Monday, February 6, 2012

Universal Recommendation

Eight years ago, Zen Center unveiled a new chant book. As I understand it, this was the culmination of a process that had gone on for many years to find consensus translations for all the chants that we regularly use. I heard that it was a long and difficult process, and having been at meetings where there have been protracted and sometimes contentious discussions about minor changes in form, I can only imagine how this must have been.
For those of us using the books regularly, there were three notable changes: the list of women ancestors had been bulked up (if you follow the link it will automatically download the pdf from the chant book), which was universally approved, although I did hear a female practitioner mourning the loss from the list of Ambapali; and there were different translations of the Fukanzazengi and the Song of the Jewel Mirror Samadhi (ditto). The latter had even undergone a name change, having previously been the Song of the Precious Mirror Samadhi. Among my peers, there were mixed feeling about these changes: the 'new' versions turned out to be older versions which had fallen out of favour, and were now re-asserting their place in the canon; so while the more senior people were happy to have them back, I agreed with others who said that the current versions might be more accurate translations of the originals, but the discarded ones had more poetry and were easier to chant. With the Jewel Mirror Samadhi, I found I could overcome my resistance, and take the consensus version on board, albeit with a bit of regret at some of the language lost. The Fukanzazengi was a different matter though; it may be because I had managed to learn the previous version, which was the longest thing I had memorised at that stage. But there were also a number of infelicitous phrases in the consensus version that made me wince . Here is one example:
Suppose you are confident in your understanding and rich in enlightenment, gaining the wisdom that knows at a glance, attaining the Way and clarifying the mind, arousing an aspiration to reach for the heavens. You are playing in the entranceway, but you still are short of the vital path of emancipation.
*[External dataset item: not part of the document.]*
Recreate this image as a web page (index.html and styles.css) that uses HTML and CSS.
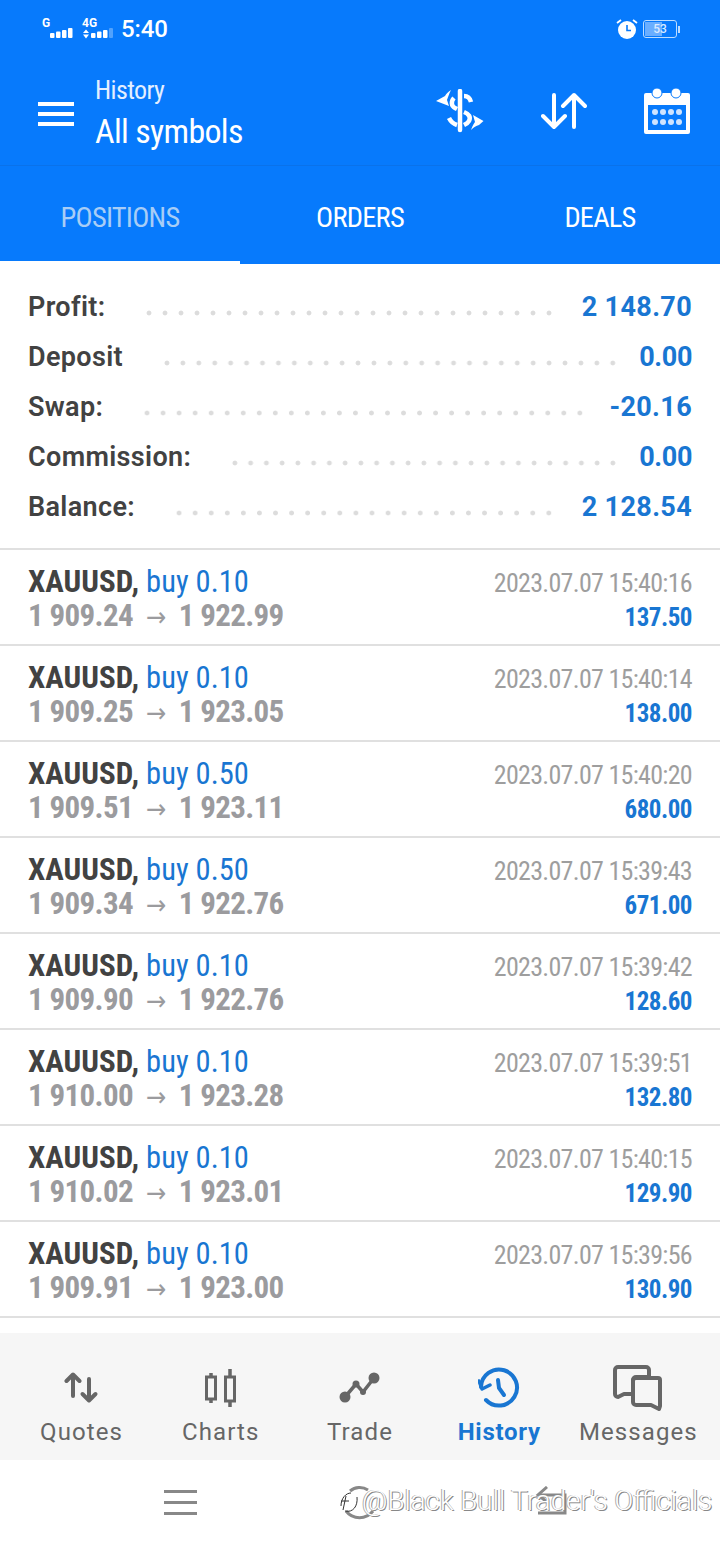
FILE: index.html
```html
<html>
    <head>
        <meta charset="UTF-8">
        <link rel="stylesheet" href="styles.css">
    </head>
    <body>
        <div id="app">
            <div class="top">
                <div class="status">
                    <div class="status-left">
                        <svg class="signal" width="72" height="24" viewBox="0 0 72 24" fill="#fff">
                            <text x="0" y="10" class="net">G</text>
                            <rect x="8" y="16" width="4.500" height="5" rx="1"/><rect x="14" y="14.500" width="4.500" height="6.500" rx="1"/><rect x="20" y="13" width="4.500" height="8" rx="1"/><rect x="26" y="11" width="4.500" height="10" rx="1"/>
                            <text x="40" y="10" class="net">4G</text>
                            <path d="M41 16l3-3.500 3 3.500zM41 17.500h6l-3 4z"/>
                            <rect x="49" y="16" width="4.500" height="5" rx="1"/><rect x="55" y="14.500" width="4.500" height="6.500" rx="1"/><rect x="61" y="13" width="4.500" height="8" rx="1"/><rect x="67" y="11" width="4" height="10" rx="1" opacity=".3"/>
                        </svg>
                        <span class="clock">5:40</span>
                    </div>
                    <div class="status-right">
                        <svg width="22" height="22" viewBox="0 0 22 22">
                            <circle cx="11" cy="12" r="9" fill="#fff"/>
                            <path d="M11 7v5.500h4" fill="none" stroke="#077afc" stroke-width="1.600"/>
                            <path d="M1 5l4-3M21 5l-4-3" stroke="#fff" stroke-width="1.800"/>
                        </svg>
                        <div class="battery"><div class="battery-fill"></div><span>53</span></div>
                        <div class="battery-tip"></div>
                    </div>
                </div>
                <div class="toolbar">
                    <div class="burger"><i></i><i></i><i></i></div>
                    <div class="title">
                        <div class="title-small">History</div>
                        <div class="title-big">All symbols</div>
                    </div>
                    <div class="tools">
                        <svg width="50" height="44" viewBox="0 0 50 44" fill="none" stroke="#fff">
                            <path d="M24 2v39" stroke-width="4.500" stroke-linecap="round"/>
                            <path d="M28 7c3 0 6 2 7 6M18 9c-3 3-3 8 1 10l2 1M28 23c5 2 7 5 5 9-1 2-3 3-5 4M13 29c2 4 5 6 8 7" stroke-width="4.500"/>
                            <path d="M0 12L9 7C10 5 12 3 15 1 13 5 12 8 11 11l2 6z" fill="#fff" stroke="none"/>
                            <path d="M47.500 32L37 26l2 7c-2 3-3 5-4 8 3-3 5-4 8-5z" fill="#fff" stroke="none"/>
                        </svg>
                        <svg width="46" height="38" viewBox="0 0 46 38" fill="none" stroke="#fff" stroke-width="4" stroke-linecap="round" stroke-linejoin="round">
                            <path d="M13 3v32M2 24l11 11 11-11"/>
                            <path d="M33 35V3M22 14L33 3l11 11"/>
                        </svg>
                        <svg width="46" height="46" viewBox="0 0 46 46">
                            <path d="M2 5h42a2 2 0 0 1 2 2v37a2 2 0 0 1-2 2H2a2 2 0 0 1-2-2V7a2 2 0 0 1 2-2z" fill="#fff"/>
                            <path d="M4 17h38v25H4z" fill="#077afc"/>
                            <circle cx="13" cy="5" r="5" fill="#fff" stroke="#077afc" stroke-width="1"/>
                            <circle cx="32" cy="5" r="5" fill="#fff" stroke="#077afc" stroke-width="1"/>
                            <g fill="#cfe4ff">
                                <circle cx="11" cy="24" r="3"/><circle cx="19" cy="24" r="3"/><circle cx="27" cy="24" r="3"/><circle cx="35" cy="24" r="3"/>
                                <circle cx="11" cy="34" r="3"/><circle cx="19" cy="34" r="3"/><circle cx="27" cy="34" r="3"/><circle cx="35" cy="34" r="3"/>
                            </g>
                        </svg>
                    </div>
                </div>
                <div class="tabs">
                    <div class="tab tab-on"><span>POSITIONS</span></div>
                    <div class="tab"><span>ORDERS</span></div>
                    <div class="tab"><span>DEALS</span></div>
                </div>
            </div>

            <div class="summary">
                <div class="sum-row"><b>Profit:</b><div class="dots dots-a"></div><span>2 148.70</span></div>
                <div class="sum-row"><b>Deposit</b><div class="dots dots-b"></div><span class="sum-zero">0.00</span></div>
                <div class="sum-row"><b>Swap:</b><div class="dots dots-c"></div><span>-20.16</span></div>
                <div class="sum-row"><b>Commission:</b><div class="dots dots-b"></div><span class="sum-zero">0.00</span></div>
                <div class="sum-row"><b>Balance:</b><div class="dots dots-a"></div><span>2 128.54</span></div>
            </div>

            <div class="deals" id="deals"></div>

            <div class="bottom">
                <div class="nav-item">
                    <svg width="36" height="36" viewBox="0 0 36 36" fill="none" stroke="#666" stroke-width="4" stroke-linecap="round" stroke-linejoin="round">
                        <path d="M9 26V5M2.500 11L9 4.500 15.500 11"/>
                        <path d="M25 9v21M18.500 24l6.500 6.500 6.500-6.500"/>
                    </svg>
                    <span>Quotes</span>
                </div>
                <div class="nav-item">
                    <svg width="36" height="40" viewBox="0 0 36 40" fill="none" stroke="#666" stroke-linecap="butt">
                        <path d="M8 5v30M27 1v38" stroke-width="3.500"/>
                        <rect x="3.500" y="9" width="9" height="22" fill="#f6f6f6" stroke-width="3"/>
                        <rect x="22.500" y="9" width="9" height="24" fill="#f6f6f6" stroke-width="3"/>
                    </svg>
                    <span>Charts</span>
                </div>
                <div class="nav-item">
                    <svg width="44" height="36" viewBox="0 0 44 36" fill="#666">
                        <path d="M7 27L18 14l7 8L36 8" fill="none" stroke="#666" stroke-width="3.500"/>
                        <circle cx="7" cy="27" r="5.500"/><circle cx="18" cy="14" r="3.500"/><circle cx="25" cy="22" r="3"/><circle cx="36" cy="8" r="5.500"/>
                    </svg>
                    <span>Trade</span>
                </div>
                <div class="nav-item nav-on">
                    <svg width="42" height="42" viewBox="0 0 42 42" fill="none" stroke="#1976d2" stroke-width="4" stroke-linecap="round">
                        <path d="M3 20a18 18 0 1 1 5 13"/>
                        <path d="M1 14l3 8 8-4" stroke-linejoin="round" stroke-width="3.500"/>
                        <path d="M20 13l1 8 5 7"/>
                    </svg>
                    <span>History</span>
                </div>
                <div class="nav-item">
                    <svg width="50" height="46" viewBox="0 0 50 46" fill="none" stroke="#666" stroke-width="4" stroke-linejoin="round">
                        <path d="M5 2h28a3 3 0 0 1 3 3v7H23a3 3 0 0 0-3 3v14l-9 0-6 3a3 3 0 0 1-3-3V5a3 3 0 0 1 3-3z"/>
                        <path d="M23 13h22a2 2 0 0 1 2 2v26l-1 3-8-4H23a3 3 0 0 1-3-3V16a3 3 0 0 1 3-3z"/>
                    </svg>
                    <span>Messages</span>
                </div>
            </div>

            <div class="sysbar">
                <div class="sys-burger"><i></i><i></i><i></i></div>
                <svg class="sys-home" width="36" height="36" viewBox="0 0 36 36" fill="none" stroke="#888" stroke-width="3">
                    <path d="M8 7a15 15 0 0 1 18-1M4 27a17 17 0 0 0 27 0"/>
                </svg>
                <svg class="sys-back" width="34" height="30" viewBox="0 0 34 30" fill="none" stroke="#888" stroke-width="3">
                    <path d="M3 9h27v18H3"/>
                    <path d="M12 1L3 9l9 7" />
                </svg>
                <div class="mark">
                    <svg width="24" height="30" viewBox="0 0 24 30" fill="none" stroke="#333" stroke-width="1">
                        <path d="M3 20C3 12 8 7 13 7M7 25c8 2 13-5 12-14M3 15h8M8 10L5 24"/>
                    </svg>
                    <span>@Black Bull Trader's Officials</span>
                </div>
            </div>
        </div>
        <script>
            const filas = [
                ['0.10', '1 909.24', '1 922.99', '15:40:16', '137.50'],
                ['0.10', '1 909.25', '1 923.05', '15:40:14', '138.00'],
                ['0.50', '1 909.51', '1 923.11', '15:40:20', '680.00'],
                ['0.50', '1 909.34', '1 922.76', '15:39:43', '671.00'],
                ['0.10', '1 909.90', '1 922.76', '15:39:42', '128.60'],
                ['0.10', '1 910.00', '1 923.28', '15:39:51', '132.80'],
                ['0.10', '1 910.02', '1 923.01', '15:40:15', '129.90'],
                ['0.10', '1 909.91', '1 923.00', '15:39:56', '130.90']
            ];
            const deals = document.getElementById('deals');
            filas.forEach(f => {
                const fila = document.createElement('div');
                fila.className = 'deal';
                fila.innerHTML = `
                    <div class="deal-left">
                        <div class="deal-name"><b>XAUUSD,</b> <span>buy ${f[0]}</span></div>
                        <div class="deal-price">${f[1]}<em>→</em>${f[2]}</div>
                    </div>
                    <div class="deal-right">
                        <div class="deal-time">2023.07.07 ${f[3]}</div>
                        <div class="deal-profit">${f[4]}</div>
                    </div>`;
                deals.appendChild(fila);
            });
        </script>
    </body>
</html>
```

FILE: styles.css
```css
* {
    box-sizing: border-box;
}
html, body {
    margin: 0;
    padding: 0;
    background: #fff;
}
#app {
    width: 720px;
    height: 1544px;
    overflow: hidden;
    font-family: "Roboto", "Liberation Sans", sans-serif;
    display: flex;
    flex-direction: column;
}

/* cabecera azul */
.top {
    background: #077afc;
    color: #fff;
    height: 264px;
}
.status {
    height: 62px;
    padding: 14px 40px 0 42px;
    display: flex;
    justify-content: space-between;
}
.status-left, .status-right {
    display: flex;
    align-items: center;
    height: 30px;
}
.net {
    font-size: 12px;
    font-weight: 700;
}
.clock {
    font-size: 24px;
    font-weight: 500;
    margin-left: 7px;
    letter-spacing: -.1px;
}
.status-right svg {
    margin-right: 5px;
}
.battery {
    position: relative;
    width: 34px;
    height: 18px;
    border: 1.500px solid #bcdcff;
    border-radius: 3px;
    display: flex;
    align-items: center;
    justify-content: center;
    font-size: 12px;
    font-weight: 500;
}
.battery span {
    position: relative;
    color: #dbeaff;
}
.battery-fill {
    position: absolute;
    left: 1px;
    top: 1px;
    bottom: 1px;
    width: 52%;
    background: #6aaeff;
}
.battery-tip {
    width: 2px;
    height: 7px;
    margin-left: 1px;
    background: #bcdcff;
}
.toolbar {
    height: 104px;
    padding: 0 30px 0 38px;
    display: flex;
    align-items: center;
    border-bottom: 1px solid #0a72ea;
}
.burger i {
    display: block;
    width: 36px;
    height: 4px;
    margin-bottom: 6px;
    background: #fff;
}
.burger i:last-child {
    margin-bottom: 0;
}
.title {
    margin-left: 21px;
    flex: 1;
}
.title-small, .title-big, .tab span, .deal {
    font-stretch: 75%;
}
.title-small {
    font-size: 26px;
    line-height: 32px;
    letter-spacing: -.6px;
    color: #e3efff;
}
.title-big {
    font-size: 34px;
    line-height: 44px;
    margin-top: 3px;
    letter-spacing: -.7px;
}
.tools {
    display: flex;
    align-items: center;
    margin-bottom: 5px;
}
.tools svg:nth-child(1) {
    margin-right: 55px;
}
.tools svg:nth-child(2) {
    margin-right: 57px;
}
.tabs {
    height: 98px;
    display: flex;
}
.tab {
    flex: 1;
    display: flex;
    align-items: center;
    justify-content: center;
    padding-top: 4px;
    font-size: 28.500px;
    letter-spacing: -.8px;
}
.tab-on {
    color: #a8cdf6;
    padding-top: 7px;
    border-bottom: 3px solid #fff;
}

/* resumen */
.summary {
    height: 286px;
    padding: 18px 28px 0 28px;
    border-bottom: 2px solid #e0e0e0;
}
.sum-row {
    height: 50px;
    display: flex;
    align-items: center;
    font-size: 27px;
    font-weight: 600;
}
.sum-row b {
    font-weight: 600;
    letter-spacing: .35px;
    color: #424242;
}
.sum-row span {
    font-weight: 700;
    letter-spacing: .35px;
    color: #1976d2;
}
.sum-row .sum-zero {
    letter-spacing: -.4px;
}
.dots {
    flex: 1;
    height: 6px;
    margin: 11px 0 0 36px;
    background-image: radial-gradient(circle, #dcdcdc 2px, transparent 2.800px);
    background-size: 16px 6px;
    background-repeat: round no-repeat;
}
.dots-a {
    margin-right: 25px;
}
.dots-b {
    margin-right: 18px;
}
.dots-c {
    margin-right: 21px;
}

/* lista de operaciones */
.deals {
    height: 768px;
}
.deal {
    height: 96px;
    padding: 0 28px;
    display: flex;
    justify-content: space-between;
    border-bottom: 2px solid #e0e0e0;
}
.deal-left {
    padding-top: 14px;
}
.deal-name {
    font-size: 31px;
    line-height: 36px;
}
.deal-name b {
    color: #424242;
    font-weight: 700;
}
.deal-name span {
    color: #1976d2;
    font-size: 30.500px;
}
.deal-price {
    font-size: 31px;
    line-height: 32px;
    font-weight: 700;
    letter-spacing: -.65px;
    color: #9b9b9e;
}
.deal-price em {
    font-style: normal;
    font-family: "DejaVu Sans", sans-serif;
    font-weight: 400;
    font-size: 27px;
    line-height: 20px;
    margin: 0 13px 0 13px;
}
.deal-right {
    padding-top: 17px;
    text-align: right;
}
.deal-time {
    font-size: 26px;
    line-height: 32px;
    letter-spacing: -.7px;
    color: #9e9e9e;
}
.deal-profit {
    font-size: 25px;
    line-height: 36px;
    margin-top: 1px;
    font-weight: 700;
    letter-spacing: -.5px;
    color: #1976d2;
}

/* navegacion */
.bottom {
    margin-top: 15px;
    height: 127px;
    background: #f6f6f6;
    display: flex;
    padding: 0 12px;
}
.nav-item {
    flex: 1;
    height: 127px;
    position: relative;
    display: flex;
    flex-direction: column;
    align-items: center;
    color: #666;
}
.nav-item svg {
    height: 50px;
    margin-top: 30px;
}
.nav-item span {
    position: absolute;
    top: 85px;
    font-size: 24px;
    letter-spacing: 1.100px;
    white-space: nowrap;
}
.nav-on {
    color: #1976d2;
}
.nav-on span {
    font-weight: 700;
    letter-spacing: .7px;
}
.sysbar {
    flex: 1;
    position: relative;
    background: #fff;
}
.sys-burger {
    position: absolute;
    left: 164px;
    top: 30px;
}
.sys-burger i {
    display: block;
    width: 33px;
    height: 3px;
    margin-bottom: 8px;
    background: #888;
}
.sys-home {
    position: absolute;
    left: 342px;
    top: 24px;
}
.sys-back {
    position: absolute;
    left: 535px;
    top: 26px;
}
.mark {
    position: absolute;
    left: 338px;
    top: 24px;
    display: flex;
    align-items: center;
}
.mark span {
    font-size: 27.800px;
    font-weight: 300;
    color: #fff;
    white-space: nowrap;
    text-shadow: 1px 1px 0 #888, -1px 0 0 #aaa;
}
```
Suppose one gains pride of understanding and inflates one's own enlightenment, glimpsing the wisdom that runs through all things, attaining the Way and clarifying the Mind, raising an aspiration to escalade the very sky. One is making the initial, partial excursions about the frontiers but is still somewhat deficient in the vital Way of total emancipation.
The imagery is rich in both renditions, but if you don't find much difference in reading them, try chanting them out loud. The first selection, taken from here, is the one I remain more attached to. However, since we are chanting the consensus version for noon service this practice period, perhaps I will finally reconcile myself to the reality of this particular situation.